Mar 21, 2004 21:49
I just had the best talk with my mom and stepdad. Each night, they sit in my living room and watch a variety of televisions shows, mostly academic ones about interesting topics. My stepfather is so learned, it is amazing. I have lived in his house for 6 years now (I think...) and as time passes, I learn more and more about him. My mom is awesome as well =), I just talk to her a lot more.
I started out the conversation by telling him that Drew loved him and his taste in things. I came to realize that there are definite similarities between him and Drew. A passion for learning, for one thing. An admiration for obscure and interesting authors, films, etc. I love that my family loves my friends... all of them. My mom always mentions this, but my stepdad actually said it tonight which just satisfied me in a unique way. I feel increasingly like an adult with my parents, and it makes my life more dynamic at a time where I feel lost in the confusion of lifes decisions and outcome.
This weekend was a really good one, looking back on the ones I have had lately. It felt long at one point but now feels short. It is interesting to me that few people have posted about it =), but I really have wanted to write an entry for a while, so I forewarn that this might be a long one. Stay with me if you will =)
Since I haven't updated in a while,
Highlights from last week:
- finding out on Monday that I got into Furman, doing a Furman dance with Jessica, and spending the afternoon with Jess and Linz
- having Drew over to watch American Idol with my family and it feeling so amazingly comfortable
- shopping at the thrift store for two hours with JMac =)
- actually feeling motivated to do schoolwork
(The motivation to do schoolwork, however, has mysteriously disappeared just now as there is nothing I want to do less than study for my Psych test =)

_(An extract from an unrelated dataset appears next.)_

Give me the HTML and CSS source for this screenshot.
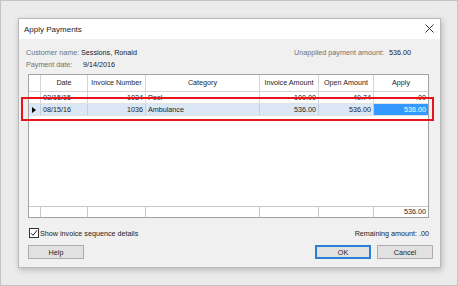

Anyways, for anyone that is still unsure about my college scene, there have been some big changes this past week. Each day, I have gotten more excited and real about Furman, the university I will most likely attend in the Fall. My mom is so excited and can't STOP talking about it =) It is hard to describe the feelins I have toward it. I almost feel like I am waiting, but I'm not sure what for. It has been such an unexpected joy, however, to tell people for the first time this week that Furman is the school I think I will be attending. There have been mixed reactions, of course. My close friends have known about the background for months, so it is not as much of a surprise to them, but for some reason I have loved telling people that didn't know much about it. I think part of the excitement stems from having a college, any college, to talk about and feel secure about, but part of the excitement is stemming from Furman itself. We are not at full throttle, though, not yet at 100%. This journal will hopefully progress in the process as we all find out the news we've been waiting for for months, years.
On Friday night, I lay in Lindsay's bed as we talked in the wee hours about life, career, decisions, people... It was one of the greatest talks I've had in a while. It wasn't unusually profound or exciting, but it was so real. I found myself listening to Lindsay with a keen admiration. She spoke with the mind of an adult thinking about real life. It is hard to describe. Spending time with her and Jess this weekend proved incredibly refreshing. Life is so hectic right now, with so many looming decision making challenges, frustrating ambiguities, etc, and I find hope in the security in these two pillars in my life. I don't know what I would do without them.
I have also loved seeing new people as well. It was awesome to see so many cool people at the soccer game on Friday night, and for some reason it amazed me that so many Seniors from every group under the sun were there together.
I was going to write an entry about Eternal Sunshine's surprising impact on me, but now doesn't feel like the time.
Thanks for reading all of this if you did, I just felt like sharing a lot of what has been going on. I got back from a good night at church tonight, had the awesome conversation with my parents that I started off the entry with, and felt compelled to write. I am wondering if I wrote what I was feeling, something I often do when writing, worry too much, but I am trying to be a little more impulsive tonight, see where it takes me.
I found a song this morning while I played a CD while taking a shower that stands as one of my all-time favorites. I want to learn it and embrace it slowly this week. It is by Jami Smith, a Christian female singer I haven't listened to in quite a while. The song is beautiful, and it writes, "Your love is deeper than my view of grace, higher than this worldly place, longer than this road I travel, wider than the gap you filled." The last verse is the most meaningful. Spiritually, I feel indescribable. I crave and beg for clearer meaning this week. It has been a humble week as I have realized just how many times I screw up so well. I am undeserving of the happiness I yearn for. Thats what makes it so confusing =)
I have a feeling these next two weeks are going to be crazy. Give me the strength to face them with solidarity!